The court ultimately ruled that the supposed changes in the plaintiff’s business were not material, and did not address the durational question head on. Id. at *63–66.

Like a licensing agreement, a loan agreement has a set duration. It is reasonable to assume that a court, when evaluating a Finance MAC in a loan agreement, would take a similar approach. While it is not entirely clear how a court would interpret the issue, a bank might argue that the period of time that would be “commercially reasonable” is the remaining period prior to maturity (or the remaining period prior to the next interest or principal payment).

Evaluating Severity

As with duration, the magnitude of the required impact is fact-specific and no bright-line, easy to apply quantitative rule exists. Delaware courts have addressed the severity issue in the Acquisition MAC context and have arrived at different suggested thresholds based on the specific facts of the case.

In Akorn, Inc. v. Fresenius Kabi AG, No. 2018-0300-JTL, 2018 Del. Ch. LEXIS 325, *123‒24 (Del. Ch. Ct. Oct. 1, 2018), the court posited “[i]n their influential treatise, Lou R. Kling and Eileen T. Nugent observe that most courts which have considered decreases in profits in the 40% or higher range found a material adverse effect to have occurred.” In Akorn, the plaintiff suffered a loss in [profits] of 51% over a five-quarter period, which the court found to be material. Id. at *125. Delaware courts had not previously been willing to hold that a material adverse effect had occurred. See, e.g., Raskin v. Birmingham Steel Corp., No. 11365, 1990 Del. Ch. LEXIS 194, at *5 (Del. Ch. Dec. 4, 1990) (suggesting in dicta that a 50% decline in earnings over two consecutive quarters would constitute a materially adverse event). The rule is not absolute and is context specific. For instance, in In Re IBP S’Holder Litig. v. Tyson Foods, 789 A.2d 14, 22 (Del. Ch. Ct. 2001), the court held that a 64% drop in quarterly earnings was not a materially adverse event because the seller—a beef producer—suffered the decline due to an unseasonably harsh winter.
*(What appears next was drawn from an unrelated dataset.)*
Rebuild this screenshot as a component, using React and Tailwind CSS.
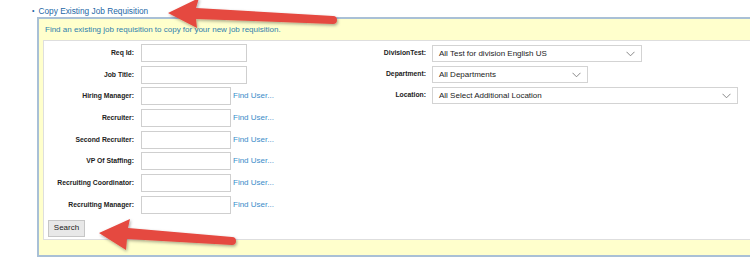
import React from "react";

const leftRows = [
  { label: "Req Id:", wide: true },
  { label: "Job Title:", wide: true },
  { label: "Hiring Manager:", find: true },
  { label: "Recruiter:", find: true },
  { label: "Second Recruiter:", find: true },
  { label: "VP Of Staffing:", find: true },
  { label: "Recruiting Coordinator:", find: true },
  { label: "Recruiting Manager:", find: true },
];

const rightRows = [
  { label: "DivisionTest:", value: "All Test for division English US", w: "w-[210px]" },
  { label: "Department:", value: "All Departments", w: "w-[156px]" },
  { label: "Location:", value: "All Select Additional Location", w: "w-[306px]" },
];

function Chevron() {
  return (
    <svg width="9" height="6" viewBox="0 0 9 6" className="shrink-0">
      <path d="M0.5 0.8 L4.5 4.8 L8.5 0.8" fill="none" stroke="#7a7a7a" strokeWidth="0.9" />
    </svg>
  );
}

function Arrows() {
  return (
    <svg
      width="750"
      height="260"
      viewBox="0 0 750 260"
      className="absolute left-0 top-0 pointer-events-none"
    >
      <defs>
        <filter id="sh" x="-20%" y="-50%" width="140%" height="200%">
          <feDropShadow dx="1" dy="1.5" stdDeviation="1.4" floodColor="#000" floodOpacity="0.35" />
        </filter>
      </defs>
      <path
        d="M168 13 L199 -2 L196 8 L333 16 A4 4 0 0 1 333 24 L196 19 L197 28 Z"
        fill="#e5483f"
        filter="url(#sh)"
      />
      <path
        d="M99 233 L130 219 L128 228 L232 237 A4 4 0 0 1 232 245 L127 239 L126 250 Z"
        fill="#e5483f"
        filter="url(#sh)"
      />
    </svg>
  );
}

export default function App() {
  return (
    <div
      className="relative w-[750px] h-[260px] bg-white overflow-hidden"
      style={{ fontFamily: '"Liberation Sans", Arial, sans-serif' }}
    >
      <div className="flex items-center h-[17px] pl-[32px] pt-[5px] text-[8.3px] text-[#2467a6]">
        <span className="text-[7px] mr-[4px] text-[#2467a6]">•</span>
        <span>Copy Existing Job Requisition</span>
      </div>

      <div className="ml-[37px] w-[740px] h-[240px] bg-[#ffffcc] border-t-2 border-l-2 border-b-2 border-[#a9c0d6] pl-[4px]">
        <div className="h-[21px] flex items-center pl-[2px] text-[8px] text-[#2f80ad]">
          Find an existing job requisition to copy for your new job requisition.
        </div>

        <div className="h-[200px] bg-white border border-[#dedede] flex flex-col pt-[3px] pl-[4px]">
          <div className="flex">
            <div className="w-[286px] flex flex-col gap-[3.7px]">
              {leftRows.map((r) => (
                <div key={r.label} className="flex items-center h-[18px]">
                  <div className="w-[86px] text-right text-[6.8px] font-bold text-[#222]">{r.label}</div>
                  <div
                    className={`ml-[7px] h-[18px] bg-white border border-[#cfcfcf] ${r.wide ? "w-[106px]" : "w-[90px]"}`}
                  />
                  {r.find && (
                    <span className="ml-[2px] text-[8px] text-[#3b8cc9]">Find User...</span>
                  )}
                </div>
              ))}
            </div>

            <div className="flex flex-col gap-[4px] pt-[1px]">
              {rightRows.map((r) => (
                <div key={r.label} className="flex items-center h-[17px]">
                  <div className="w-[92px] text-right text-[6.8px] font-bold text-[#222]">{r.label}</div>
                  <div
                    className={`ml-[6px] h-[17px] ${r.w} bg-white border border-[#d3d3d3] flex items-center justify-between pl-[6px] pr-[6px]`}
                  >
                    <span className="text-[8px] text-[#222]">{r.value}</span>
                    <Chevron />
                  </div>
                </div>
              ))}
            </div>
          </div>

          <div className="mt-[6px]">
            <button className="w-[37px] h-[17px] bg-[#e8e8e8] border border-[#c6c6c6] text-[8px] text-[#222] flex items-center justify-center">
              Search
            </button>
          </div>
        </div>
      </div>

      <Arrows />
    </div>
  );
}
After the bad quarter, the seller began to perform more in line with its typical performance from the previous five years. Id. at 66–71. The court found that the buyer failed to offer sufficient proof at trial this event was materially adverse such that it excused its performance under the merger agreement; in this instance, a 64% drop in quarterly earnings was not enough to be considered “material.” Id.

The IBP case, and the court’s observation as to duration, may be important to the analysis of Finance MACs in the COVID-19 context.

Burden of Proof

Delaware courts have been clear that the burden of proof lies with the party invoking the MAC, which in the Financing MAC context would be the lender in connection with a refusal to extend credit: “… absent clear language to the contrary,” a party invoking a MAC clause bears a “heavy burden” to show the clause has been breached. See Hexion Specialty Chemicals, Inc., 965 A.2d at 738‒39.

Conclusion

A Financing MAC determination will be a fact-specific inquiry. As the consequences from COVID-19 work through the financial markets, determinations made using the existing guidance might come into tighter focus.

Existing case law gives some shape to the analysis, but ultimately a determination will center on the business itself and the impact of COVID-19 on that business.

For the time being, given the lack of clear guidance from courts as to the treatment of Finance MACs, borrowers and their lenders are in all likelihood better served by working together to craft a practical, extrajudicial solution to a potential MAE or MAC occurrence.